Au regard des arguments présentés par ce Collectif, il y a ce qu’on peut qualifier d’intox et de mauvaise foi. Ces élus accusent le Gouvernement de donner «pleins pouvoirs» à la CMA et à la Plateforme de désigner les autorités transitoires. De même, les mêmes personnes accusent la CMA et de la Plateforme d’envoyer, prématurément, des missions pour sillonner les différentes collectivités pour les informer des changements à venir dans la gestion des collectivités. Mais ce qui fâche davantage les membres de ce Collectif frondeur, c’est que ces missions des groupes armés auraient expliqué que la gestion des collectivités allait être confiée à la CMA et à la Plateforme. Ce qui, disent-ils, est incompréhensible dans certaines localités où ces mouvements n’avaient même pas de représentants. Selon nos sources, ces élus des régions du Nord ont adressé trois courriers au président de la République pour manifester leur opposition à l’idée d’instaurer des autorités transitoires, après que les mandats des organes des collectivités aient été prorogés jusqu’à la tenue des prochaines élections communales et régionales.
A regarder de près, on se rend compte que tous ces arguments relèvent, en fait, de la pure manipulation ou d’un déni de la vérité. Ce qu’il faut comprendre, c’est que si de l’avis de ces élus, le projet de loi présenté par le Gouvernement comporte des injustices dans certaines de ces dispositions, la responsabilité est à partager quand on sait que le document a été soumis aux responsables des formations politiques dont sont issus les élus avant même la rédaction du projet de loi.
Argument pour argument, dans la désignation des membres des autorités intérimaires, il est dit clairement: «Aux termes présent décret d’application, les autorités intérimaires seront mises en place de façon prioritaire dans les collectivités suivant une approche concertée et inclusive. Les membres seront désignés, en fonction de la taille des conseils des collectivités territoriales par le gouvernement, la Coordination et la Plateforme au sein d’un vivier comprenant la société civile, les conseillers sortants et les agents des services déconcentrés du ressort de la collectivité territoriale concernée. Elles exercent toutes les fonctions exécutives dans les domaines relevant de leurs compétences et sont en charge de l’administration ». Au regard de cette disposition, comment peut-on parler d’exclusion des anciens élus ? Mais, force est de reconnaitre la confiance se mérité, et certains élus ne sont pas sûrs, au regard de leur bilan, de retenir l’attention ni du Gouvernement ni des mouvements armés, en encore moins des populations qui les ont vue à l’œuvre.

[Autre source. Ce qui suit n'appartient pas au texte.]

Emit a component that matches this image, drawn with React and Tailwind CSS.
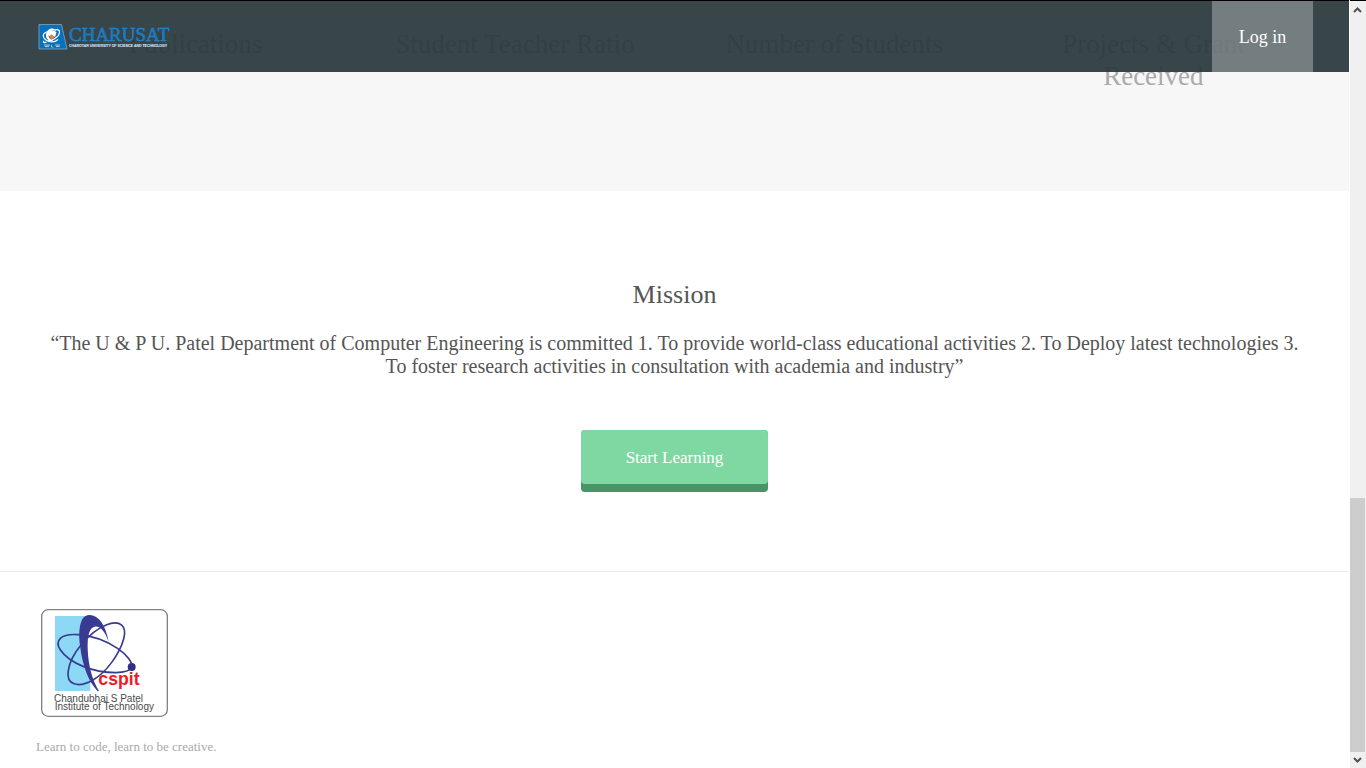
const stats = [
  'Publications',
  'Student Teacher Ratio',
  'Number of Students',
  'Projects & Grant Received',
];

function CharusatLogo() {
  return (
    <svg className="block h-7 w-34" viewBox="0 0 272 56" role="img" aria-label="Charusat">
      <path d="M2 3H47L58 52H2Z" fill="#0870bd" stroke="#8aa9b9" strokeWidth="1.5" />
      <g fill="none" stroke="#fff" strokeWidth="2.500">
        <path d="M20 35C27 37 42 28 43 19C44 13 37 12 33 15" />
        <path d="M22 17C12 18 8 24 12 30C17 38 32 41 40 33" />
        <path d="M12 36C9 39 13 40 17 38" />
      </g>
      <path d="M16 24C17 12 28 7 36 14C27 13 20 19 21 27C23 32 27 34 31 36C23 37 15 32 16 24Z" fill="#fff" />
      <path d="M20 20C24 12 33 13 37 19L34 28L27 25L21 27Z" fill="#fff" />
      <path d="M23 25L28 23L33 27L30 33L24 30Z" fill="#f07f2d" />
      <path d="M12 44H24M14 47H22M27 44V48H31M34 44H44M36 47H43" stroke="#a9cde6" strokeWidth="2" />
      <text x="62" y="36" fontFamily="Liberation Serif, serif" fontSize="38" fill="#0878c8" stroke="#2a86c6" strokeWidth="1">CHARUSAT</text>
      <text x="62" y="47" fontFamily="Liberation Sans, sans-serif" fontSize="7" fontWeight="700" fill="#c3dced" stroke="#c3dced" strokeWidth="0.3">CHAROTAR UNIVERSITY OF SCIENCE AND TECHNOLOGY</text>
    </svg>
  );
}

function CspitLogo() {
  return (
    <svg className="block h-28 w-33" viewBox="0 0 396 336" role="img" aria-label="Chandubhai S Patel Institute of Technology">
      <rect x="17" y="8" width="377" height="320" rx="20" fill="#fff" stroke="#828282" strokeWidth="4" />
      <path d="M57 27H163V252H57Z" fill="#8dd8f5" />
      <path d="M153 66Q195 40 208 90L205 190L168 225L151 150Z" fill="#fff" />
      <g fill="none" stroke="#383b91" strokeWidth="5" transform="translate(3 0)">
        <path d="M284 182C292 151 213 90 124 83C71 79 51 101 71 130C97 169 169 197 236 197C263 196 280 190 284 182Z" />
        <path d="M94 190C100 144 154 75 209 53C250 38 271 58 260 96C247 142 208 196 168 219C124 244 86 234 94 190Z" />
      </g>
      <path d="M189 252C170 222 157 178 155 126C154 86 160 62 176 59C193 56 206 72 218 104C208 54 190 25 160 24C133 23 126 67 132 115C139 177 158 224 185 253Z" fill="#383b91" />
      <circle cx="287" cy="180" r="12" fill="#312f86" />
      <text x="187" y="235" fontFamily="Liberation Sans Narrow, Liberation Sans, sans-serif" fontSize="53" fontWeight="700" fill="#ed1c24">cspit</text>
      <text x="54" y="284" fontFamily="Liberation Sans, sans-serif" fontSize="30" fill="#4a4a4a">Chandubhai S Patel</text>
      <text x="56" y="310" fontFamily="Liberation Sans, sans-serif" fontSize="30" fill="#4a4a4a">Institute of Technology</text>
    </svg>
  );
}

function Header() {
  return (
    <header className="absolute inset-x-0 top-0 flex h-18 items-stretch justify-between border-t border-black bg-[rgba(42,56,59,0.93)] px-9">
      <a href="#home" className="flex items-center pl-0.5">
        <CharusatLogo />
      </a>
      <a href="#login" className="flex w-[101px] items-center justify-center bg-white/30 text-lg text-white">
        Log in
      </a>
    </header>
  );
}

function ScrollBar() {
  return (
    <div aria-hidden="true" className="ml-px flex w-4 shrink-0 flex-col border-t border-black bg-[#f0f0f0]">
      <svg className="h-4 w-4" viewBox="0 0 16 16" fill="none" stroke="#505050" strokeWidth="2">
        <path d="M4 11L7.500 7.500L11 11" />
      </svg>
      <div className="flex grow flex-col">
        <div className="grow-[480]" />
        <div className="mr-px grow-[254] bg-[#cdcdcd]" />
      </div>
      <svg className="h-4 w-4" viewBox="0 0 16 16" fill="none" stroke="#505050" strokeWidth="2">
        <path d="M4 6L7.500 9.500L11 6" />
      </svg>
    </div>
  );
}

export default function App() {
  return (
    <div className="flex min-h-screen bg-white font-['Liberation_Serif',serif]">
      <div className="relative min-w-0 grow">
        <Header />
        <main>
          <section className="grid grid-cols-4 bg-[#f7f7f7] px-9 pt-7 pb-[99px] text-center text-[27px] leading-8 text-[#aaaaaa]">
            {stats.map((label) => (
              <h3 key={label} className="px-10">{label}</h3>
            ))}
          </section>
          <section className="flex flex-col items-center border-b border-[#ececec] px-10 pt-22 pb-[79px] text-center text-[#555555]">
            <h2 className="text-[26px] leading-8">Mission</h2>
            <p className="mt-[21px] text-xl leading-[23px]">
              “The U &amp; P U. Patel Department of Computer Engineering is committed 1. To provide world-class educational activities 2. To Deploy latest technologies 3. To foster research activities in consultation with academia and industry”
            </p>
            <button type="button" className="mt-13 h-[62px] w-[187px] rounded bg-[#499467] pb-2 text-[17px] text-white">
              <span className="flex h-full items-center justify-center rounded bg-[#7fd8a2] pt-0.5">Start Learning</span>
            </button>
          </section>
        </main>
        <footer className="px-9 pt-[35px]">
          <CspitLogo />
          <p className="mt-5 text-[13px] leading-4 text-[#aaaaaa]">Learn to code, learn to be creative.</p>
        </footer>
      </div>
      <ScrollBar />
    </div>
  );
}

La notion de plein pouvoir est aussi à écarter quand on sait que les autorités intérimaires évolueront dans limite de la loi, notamment le Code des collectivités. De même, il faudra reconsidérer l’argument selon lequel les ex-rebelles sont en train de battre campagne dans les localités où ils n’étaient pas présents pendant la crise. Et pour cause, ce sont des Maliens avant tout, et qui, par conséquent, ne peuvent pas être empêchés légalement et dans le cadre de la réconciliation, de se retourner chez eux. De toute façon, cette exception ne saurait être un prétexte pour violer la règle.
Un compromis
Dans la note de présentation de la loi par le ministre de la Décentralisions et de la réforme de l’Etat, il est dit clairement que «La mise en place des autorités transitoires dans les collectivités territoriales des régions de Tombouctou, Gao et Kidal est le fruit d’un compromis qui a l’avantage de s’inscrire dans le cadre général de la décentralisation et touche l’ensemble du pays ». En terme clair, c’est une réforme de la délégation spéciale sur toute l’étendue du territoire national. Ensuite, la mise en place des autorités intérimaires s’inscrit dans le cadre du renforcement de la continuité des organes élus des collectivités territoriales. Car, contrairement aux Délégations spéciales, elles sont chargées, sans restriction, des attributions dévolues aux conseils des collectivités territoriales qu’elles remplacent. Enfin, le projet de loi s’inscrit dans le cadre de la mise en œuvre de l’Accord pour la paix et la réconciliation au Mali, issu du processus d’Alger. A ce niveau, il est dit effectivement: «afin d’assurer la continuité de l’État, les institutions actuelles poursuivront leur mission jusqu’à la mise en place des organes dans le présent Accord. La mise en place, le cas échéant et au plus tard trois mois après la signature de l’Accord, des autorités chargées de l’administration des communes, cercles et régions du Nord durant la période intérimaire…».
Un examen
serein du projet de loi
Malgré l’urgence du contexte et cette pression inopportune des élus, les élus de la nation ne semblent pas céder à la précipitation.
En Tout cas les membres de la commission de la décentralisation saisie pour l’étude au fond de cette loi sont formels. Chaque composante de la société malienne a été écoutée. Il ressort de leurs explications que la majorité des personnes ressources rencontrées par la commission s’impatiente pour la mise en place de ces autorités intérimaires.